_Source records:_
- - - - -

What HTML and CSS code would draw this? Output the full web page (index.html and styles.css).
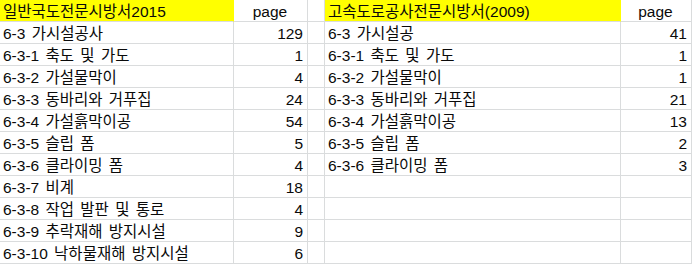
FILE: index.html
```html
<!DOCTYPE html>
<html lang="ko">
<head>
<meta charset="utf-8">
<link rel="stylesheet" href="styles.css">
</head>
<body>
<div class="sheet">
  <div class="cell title">일반국도전문시방서2015</div><div class="cell head">page</div><div class="cell gap"></div><div class="cell title">고속도로공사전문시방서(2009)</div><div class="cell head">page</div>

  <div class="cell">6-3 가시설공사</div><div class="cell num">129</div><div class="cell gap"></div><div class="cell">6-3 가시설공</div><div class="cell num">41</div>
  <div class="cell">6-3-1 축도 및 가도</div><div class="cell num">1</div><div class="cell gap"></div><div class="cell">6-3-1 축도 및 가도</div><div class="cell num">1</div>
  <div class="cell">6-3-2 가설물막이</div><div class="cell num">4</div><div class="cell gap"></div><div class="cell">6-3-2 가설물막이</div><div class="cell num">1</div>
  <div class="cell">6-3-3 동바리와 거푸집</div><div class="cell num">24</div><div class="cell gap"></div><div class="cell">6-3-3 동바리와 거푸집</div><div class="cell num">21</div>
  <div class="cell">6-3-4 가설흙막이공</div><div class="cell num">54</div><div class="cell gap"></div><div class="cell">6-3-4 가설흙막이공</div><div class="cell num">13</div>
  <div class="cell">6-3-5 슬립 폼</div><div class="cell num">5</div><div class="cell gap"></div><div class="cell">6-3-5 슬립 폼</div><div class="cell num">2</div>
  <div class="cell">6-3-6 클라이밍 폼</div><div class="cell num">4</div><div class="cell gap"></div><div class="cell">6-3-6 클라이밍 폼</div><div class="cell num">3</div>
  <div class="cell">6-3-7 비계</div><div class="cell num">18</div><div class="cell gap"></div><div class="cell"></div><div class="cell num"></div>
  <div class="cell">6-3-8 작업 발판 및 통로</div><div class="cell num">4</div><div class="cell gap"></div><div class="cell"></div><div class="cell num"></div>
  <div class="cell">6-3-9 추락재해 방지시설</div><div class="cell num">9</div><div class="cell gap"></div><div class="cell"></div><div class="cell num"></div>
  <div class="cell">6-3-10 낙하물재해 방지시설</div><div class="cell num">6</div><div class="cell gap"></div><div class="cell"></div><div class="cell num"></div>
</div>
</body>
</html>
```
FILE: styles.css
```css
html, body {
  margin: 0;
  padding: 0;
  background: #ffffff;
}

.sheet {
  display: grid;
  grid-template-columns: 234px 74px 17px 296px 71px;
  grid-auto-rows: 22px;
  font-family: "Liberation Sans", "Noto Sans CJK KR", sans-serif;
  font-size: 15.5px;
  word-spacing: 2px;
  color: #0a0a0a;
}

.cell {
  box-sizing: border-box;
  border-right: 1px solid #dadcdd;
  border-bottom: 1px solid #dadcdd;
  padding: 2px 4px 0 3px;
  line-height: 19px;
  white-space: nowrap;
  overflow: hidden;
}

.title {
  background: #ffff00;
  border-right-color: #ffff00;
}

.head {
  text-align: center;
}

.num {
  text-align: right;
}
```
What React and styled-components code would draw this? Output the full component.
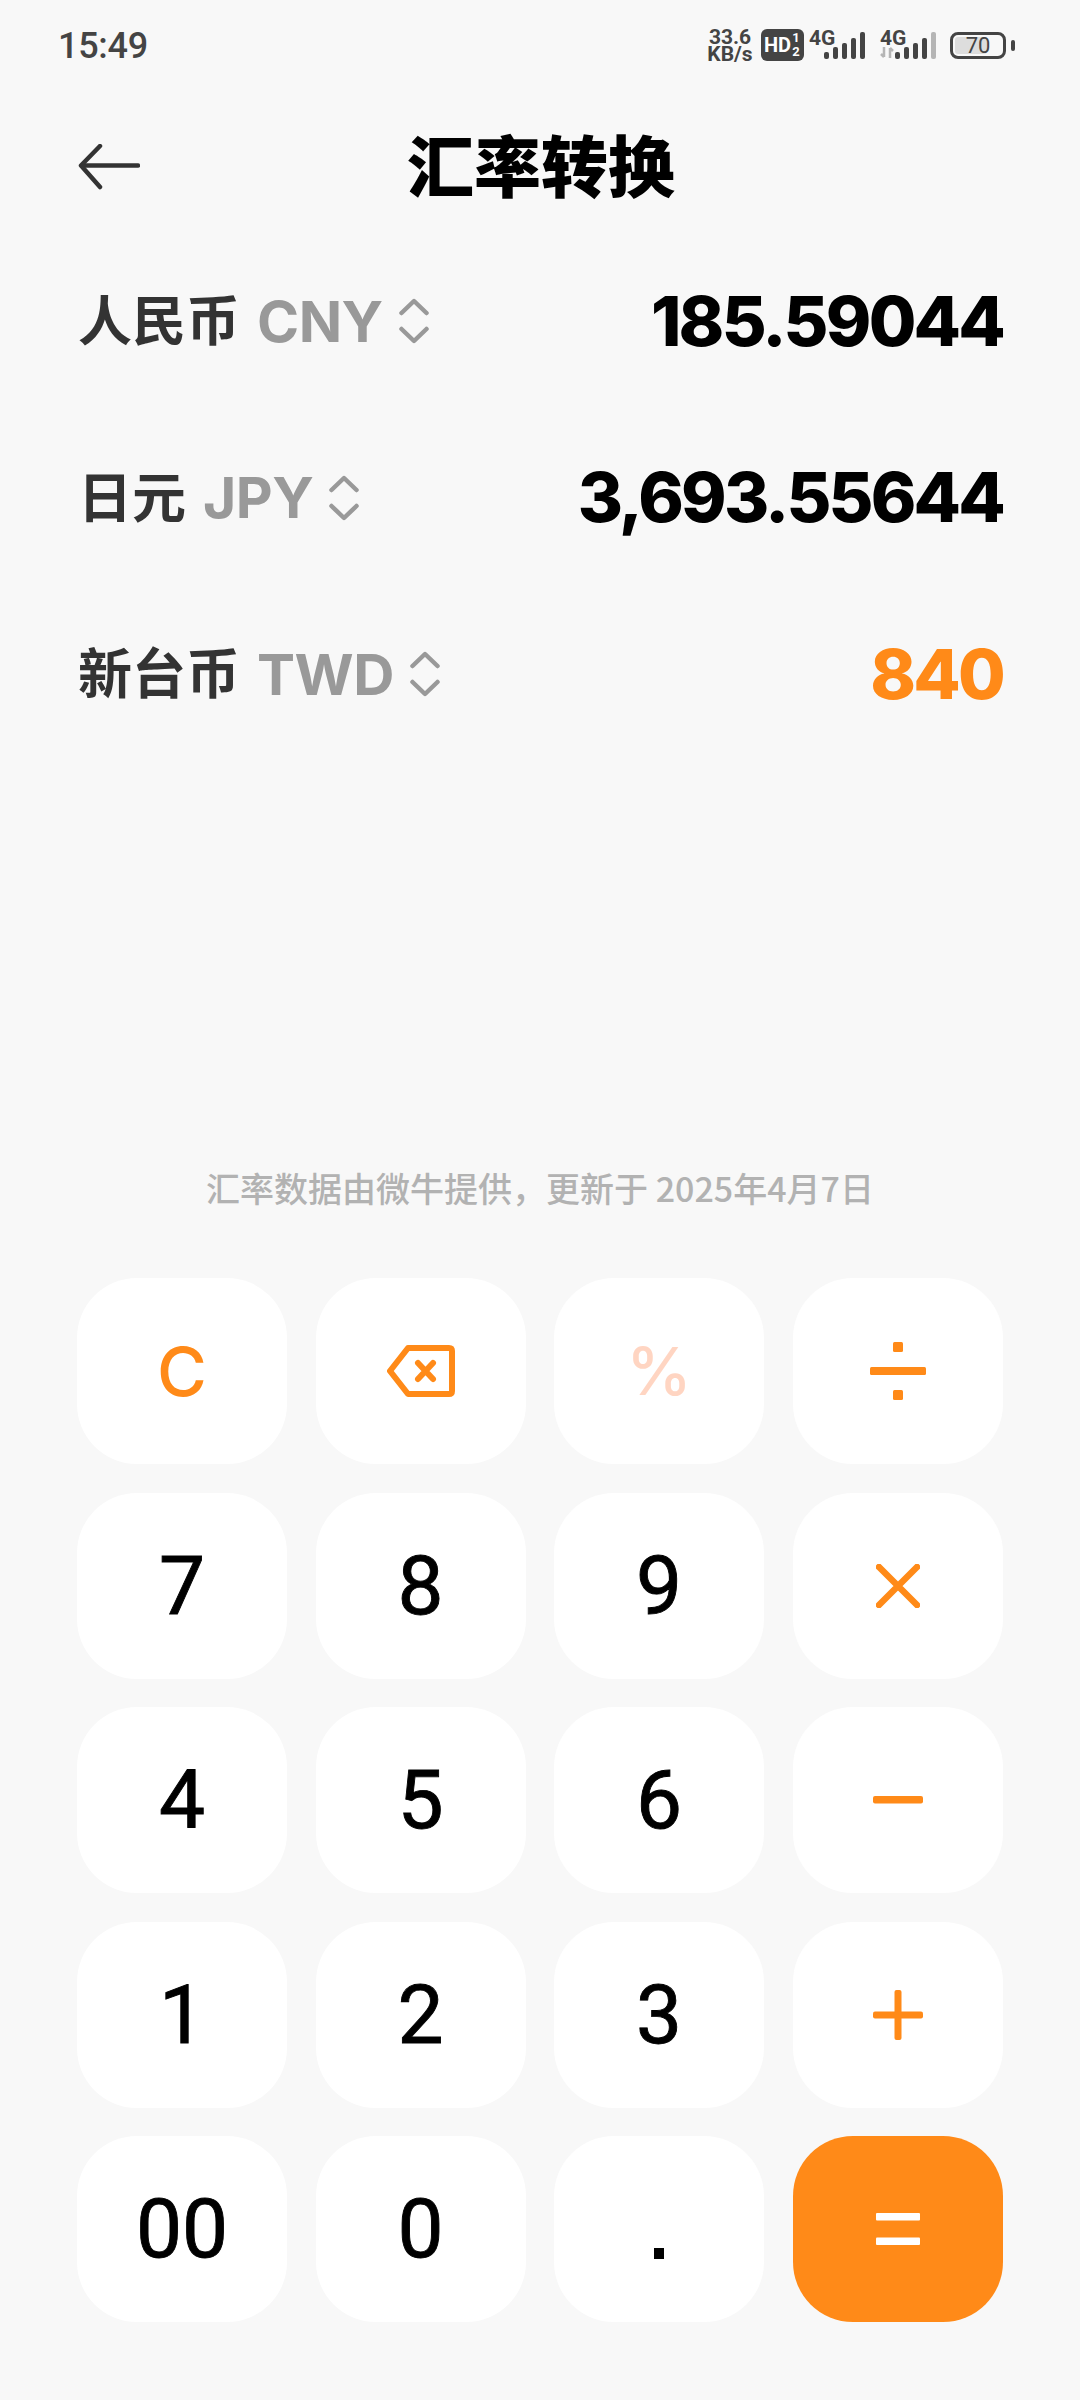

- - - - -

_What the exercise asks:_ Your job is to transcribe the entries above exactly; skip the pictures.

_Reply to the task:_
What HTML and CSS code would draw this? Output the full web page (index.html and styles.css).
FILE: index.html
```html
<!DOCTYPE html>
<html lang="ko">
<head>
<meta charset="utf-8">
<link rel="stylesheet" href="styles.css">
</head>
<body>
<div class="sheet">
  <div class="cell title">일반국도전문시방서2015</div><div class="cell head">page</div><div class="cell gap"></div><div class="cell title">고속도로공사전문시방서(2009)</div><div class="cell head">page</div>

  <div class="cell">6-3 가시설공사</div><div class="cell num">129</div><div class="cell gap"></div><div class="cell">6-3 가시설공</div><div class="cell num">41</div>
  <div class="cell">6-3-1 축도 및 가도</div><div class="cell num">1</div><div class="cell gap"></div><div class="cell">6-3-1 축도 및 가도</div><div class="cell num">1</div>
  <div class="cell">6-3-2 가설물막이</div><div class="cell num">4</div><div class="cell gap"></div><div class="cell">6-3-2 가설물막이</div><div class="cell num">1</div>
  <div class="cell">6-3-3 동바리와 거푸집</div><div class="cell num">24</div><div class="cell gap"></div><div class="cell">6-3-3 동바리와 거푸집</div><div class="cell num">21</div>
  <div class="cell">6-3-4 가설흙막이공</div><div class="cell num">54</div><div class="cell gap"></div><div class="cell">6-3-4 가설흙막이공</div><div class="cell num">13</div>
  <div class="cell">6-3-5 슬립 폼</div><div class="cell num">5</div><div class="cell gap"></div><div class="cell">6-3-5 슬립 폼</div><div class="cell num">2</div>
  <div class="cell">6-3-6 클라이밍 폼</div><div class="cell num">4</div><div class="cell gap"></div><div class="cell">6-3-6 클라이밍 폼</div><div class="cell num">3</div>
  <div class="cell">6-3-7 비계</div><div class="cell num">18</div><div class="cell gap"></div><div class="cell"></div><div class="cell num"></div>
  <div class="cell">6-3-8 작업 발판 및 통로</div><div class="cell num">4</div><div class="cell gap"></div><div class="cell"></div><div class="cell num"></div>
  <div class="cell">6-3-9 추락재해 방지시설</div><div class="cell num">9</div><div class="cell gap"></div><div class="cell"></div><div class="cell num"></div>
  <div class="cell">6-3-10 낙하물재해 방지시설</div><div class="cell num">6</div><div class="cell gap"></div><div class="cell"></div><div class="cell num"></div>
</div>
</body>
</html>
```
FILE: styles.css
```css
html, body {
  margin: 0;
  padding: 0;
  background: #ffffff;
}

.sheet {
  display: grid;
  grid-template-columns: 234px 74px 17px 296px 71px;
  grid-auto-rows: 22px;
  font-family: "Liberation Sans", "Noto Sans CJK KR", sans-serif;
  font-size: 15.5px;
  word-spacing: 2px;
  color: #0a0a0a;
}

.cell {
  box-sizing: border-box;
  border-right: 1px solid #dadcdd;
  border-bottom: 1px solid #dadcdd;
  padding: 2px 4px 0 3px;
  line-height: 19px;
  white-space: nowrap;
  overflow: hidden;
}

.title {
  background: #ffff00;
  border-right-color: #ffff00;
}

.head {
  text-align: center;
}

.num {
  text-align: right;
}
```
What React and styled-components code would draw this? Output the full component.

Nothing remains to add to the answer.